In any event this post impressed me and then I was trying to remember from where I’m familiar with “logicman” I thought it was over here, but guess I’m wrong (probably skepticalscience.com) but then, I saw this thread and “sine dues” confusion. And it seems to me this post directly addresses sd’s foolishness.
(http) climatephysicsforums(dot)com/topic/3292392/2/index(dot)html (it’s not spam I promise)
post #13 ~ logicman:
This is going to be a very short comment, just to keep the ball rolling.
It might be better if the term ‘greenhouse gas’ had never been coined. The basic principle of every greenhouse or cloche is that warmed air is trapped and kept from rising as a thermal.
As to the papers under discussion, I think we have a straw man argument:
“a fictitious mechanism, in which a planetary atmosphere acts as a heat pump driven by an environment”
Firstly, an atmosphere is an integral part of a planetary surface environment.
Secondly, a planetary atmosphere is a heat engine driven by a sun.
The second law of thermodynamics is often stated to demand that heat can only flow from a hot to a cold body. If that is the stance taken by the authors as a founding argument then their conclusions must inevitably be wrong.
The notion that heat can only flow from a hot to a cold body is a basic principle of the caloric theory of heat. Whilst being a very useful fiction in the case of conductive heat transfer it completely fails to describe reality in the case of radiative heat transfer.
Caloric heat flow is unidirectional. Radiative heat transfer is bidirectional.
The temperature of a body is determined by the net radiative transfer.
When two radiating bodies are in proximity there will be a flow of radiated energy from each to the other. If they are of different temperatures then there will be a net flow of energy from the hotter to the colder body.
Unlike caloric theory, the law of net radiative transfer does not completely prohibit the transfer of heat energy from a colder to a hotter body. It prohibits a net positive transfer from cold to hot.

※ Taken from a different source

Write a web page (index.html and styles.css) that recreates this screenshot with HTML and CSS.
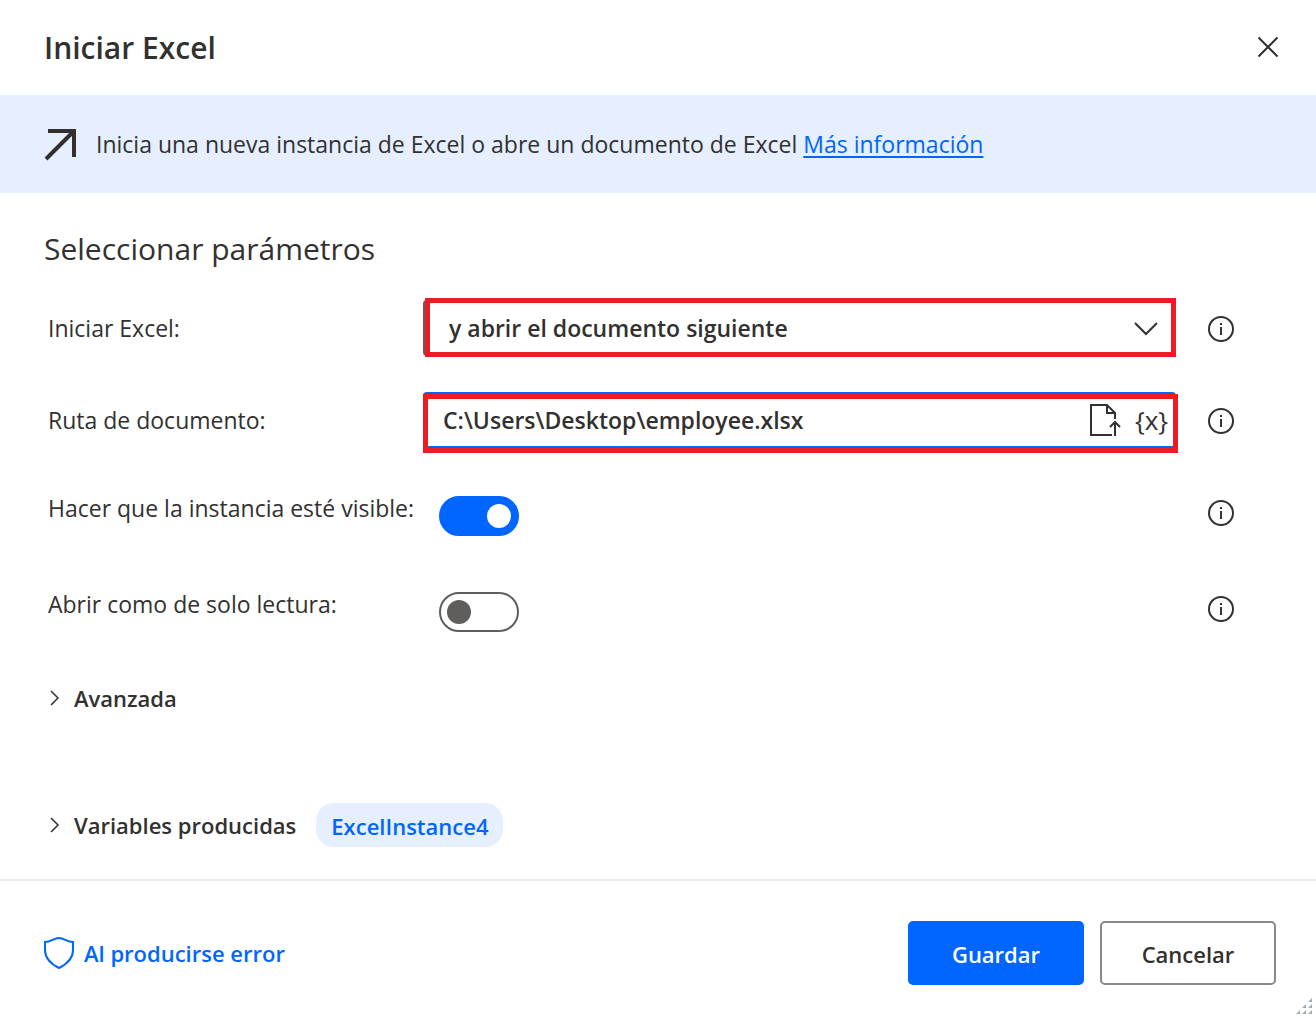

If you consider CO2 and radiative transfer then you must not treat the atmosphere as a single homogenous body. For the purpose of discussion it is a support matrix of Nitrogen with embedded radiating bodies - CO2 molecules.
A CO2 molecule can emit a photon in any direction. In atmosphere, that photon can be directed towards the ground or towards space.
There is no mechanism by which a hot ground surface can force a CO2 molecule to emit a photon towards space.
In the correct model, the planetary surface is a body and each individual CO2 molecule is a body.
By intercepting photons and returning some of them to the surface, CO2 molecules reduce the net radiative transfer between a hot planetary surface as source and empty space as sink.
A CO2 molecule, just like any reflector, can return photons towards their source.
The CO2 effect is less like a greenhouse, more like an assemblage of corner reflector antennas. The more such antennas you hang on your plastic boat, the greater the chance that an echo will be returned to the supertanker that’s headed your way.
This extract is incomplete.